Muchas mañanas de mi infancia las pasaba en el stud de mi papá que está dentro de la villa hípica en San Isidro. Ahí estaban los caballos que él entrenaba en sus boxes. Ibamos con mi hermano, tres años menor y les dábamos azúcar, los acariciábamos, les hablábamos y participábamos de la rutina de ese lugar tan particular. Los caballos entrenaban en la cancha, nadaban en la pileta, les cambiaban las herraduras, los peinaban, los cepillaban y así. Mi hermano y yo teníamos siempre un preferido, pero intuyo que la elección de cada uno era diametralmente opuesta. El prefería aquellos que ganaban en la pista, los que pintaban para pingos, las estrellas. Yo elegía a los perdedores. Cada uno establecía un vínculo personal con el preferido, le hablábamos, lo malcriábamos.
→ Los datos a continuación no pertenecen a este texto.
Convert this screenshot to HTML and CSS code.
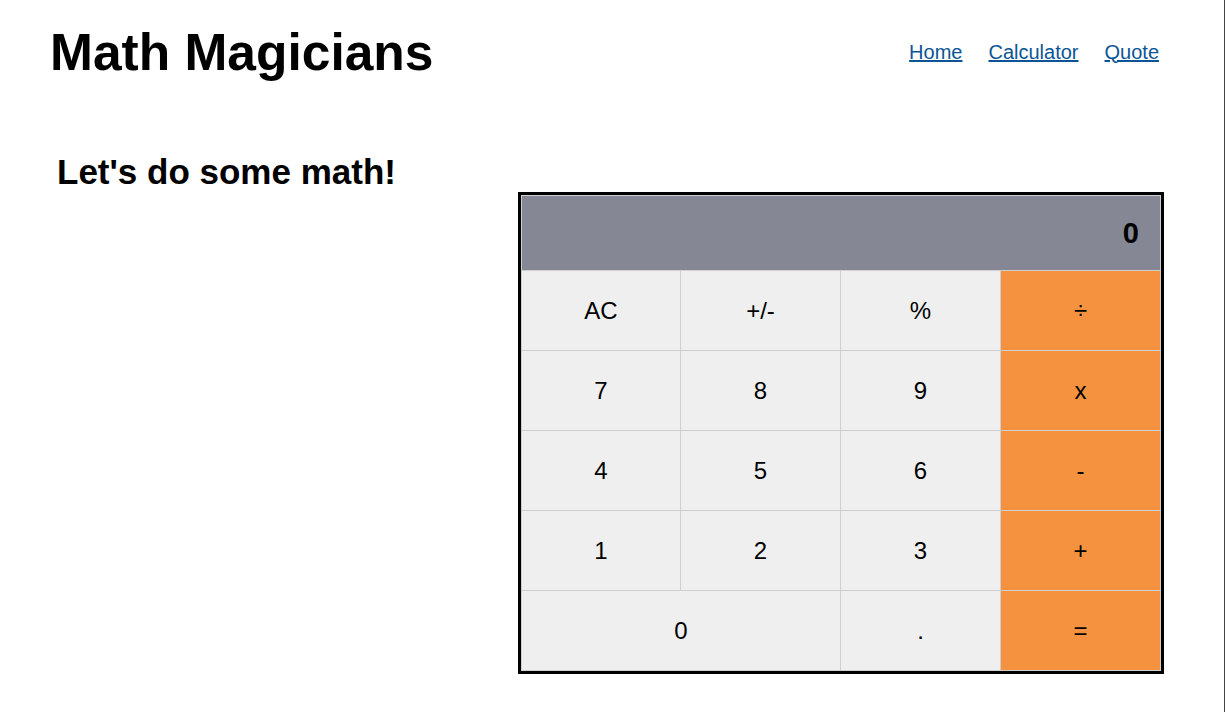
FILE: index.html
```html
<!DOCTYPE html>
<html lang="en">
<head>
<meta charset="utf-8">
<title>Math Magicians</title>
<link rel="stylesheet" href="styles.css">
</head>
<body>
<header class="site-header">
  <h1 class="logo">Math Magicians</h1>
  <nav class="nav">
    <a href="#" class="nav-link">Home</a>
    <a href="#" class="nav-link">Calculator</a>
    <a href="#" class="nav-link">Quote</a>
  </nav>
</header>
<main class="page">
  <h2 class="intro">Let's do some math!</h2>
  <div class="calc">
    <div class="display">0</div>
    <button class="key">AC</button>
    <button class="key">+/-</button>
    <button class="key">%</button>
    <button class="key op">÷</button>
    <button class="key">7</button>
    <button class="key">8</button>
    <button class="key">9</button>
    <button class="key op">x</button>
    <button class="key">4</button>
    <button class="key">5</button>
    <button class="key">6</button>
    <button class="key op">-</button>
    <button class="key">1</button>
    <button class="key">2</button>
    <button class="key">3</button>
    <button class="key op">+</button>
    <button class="key wide">0</button>
    <button class="key">.</button>
    <button class="key op">=</button>
  </div>
</main>
</body>
</html>
```
FILE: styles.css
```css
* { box-sizing: border-box; }

html {
  min-height: 100%;
  border-right: 1px solid #444;
  background: #fff;
}

body {
  margin: 0;
  font-family: "Liberation Sans", Arial, sans-serif;
  color: #000;
}

.site-header {
  display: flex;
  justify-content: space-between;
  align-items: center;
  padding: 23px 65px 0 50px;
}

.logo {
  margin: 0;
  font-size: 51.5px;
  line-height: 58px;
  font-weight: bold;
}

.nav {
  display: flex;
  gap: 26px;
  padding-bottom: 1px;
}

.nav-link {
  font-size: 20px;
  line-height: 24px;
  color: #0b5597;
  text-decoration: underline;
}

.page {
  display: flex;
  justify-content: space-between;
  align-items: flex-start;
  padding: 0 60px 0 57px;
}

.intro {
  margin: 71px 0 0;
  font-size: 35px;
  line-height: 40px;
  font-weight: bold;
}

.calc {
  margin-top: 111px;
  border: 3px solid #000;
  background: #cfcfcf;
  padding: 1px;
  display: grid;
  grid-template-columns: 158px repeat(3, 159px);
  grid-template-rows: 74px repeat(5, 79px);
  gap: 1px;
}

.display {
  grid-column: 1 / -1;
  background: #858795;
  display: flex;
  align-items: center;
  justify-content: flex-end;
  padding-right: 21px;
  font-size: 29px;
  font-weight: bold;
}

.key {
  border: 0;
  margin: 0;
  padding: 0;
  background: #efefef;
  font-family: "Liberation Sans", Arial, sans-serif;
  font-size: 24px;
  color: #000;
}

.key.op { background: #f4923f; }
.key.wide { grid-column: span 2; }
```
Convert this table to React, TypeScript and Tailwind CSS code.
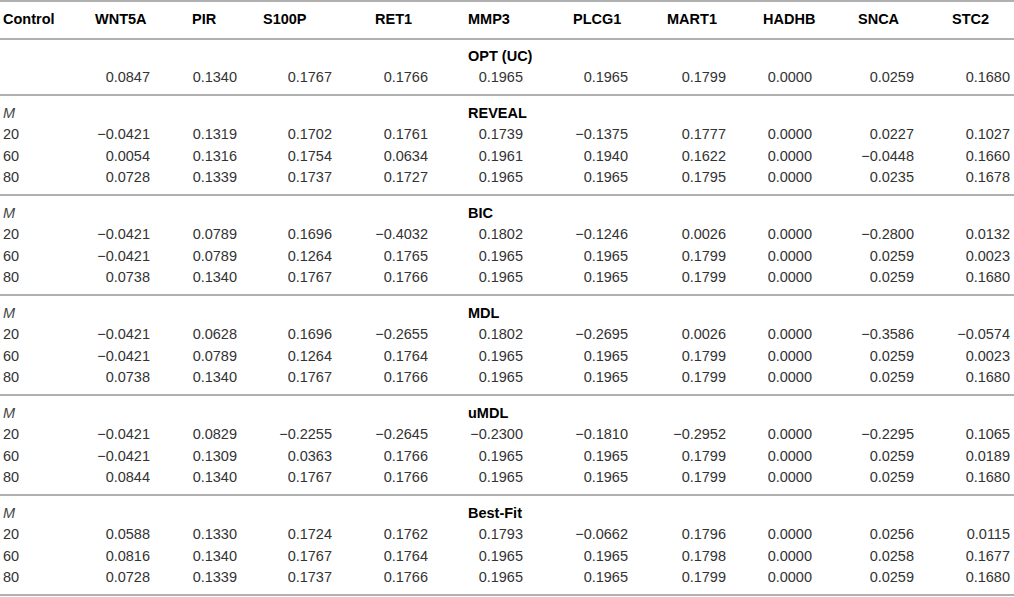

Queríamos descubrir si el caballo nos reconocía, si habíamos encontrado a nuestro corcel negro. De alguna manera era como intentar reproducir la película, queríamos ser importantes para un caballo. Para nosotros, ellos ya lo eran.

Con el paso de los años cada vez fui menos al stud y al hipódromo, y en mi adolescencia incluso llegué a renegar de la actividad. Salí a buscar otros mundos, lejos del familiar, y en ese camino afiancé mi pasión por el teatro. Hoy no paro de encontrar similitudes entre estas dos actividades y sé que El corcel negro es mi película de la infancia... y la infancia es, en definitiva, ese lugar al que siempre queremos volver por un rato. Ante la típica pregunta infantil “¿qué te llevarías a una isla desierta?”, hoy y siempre elegiría un caballo.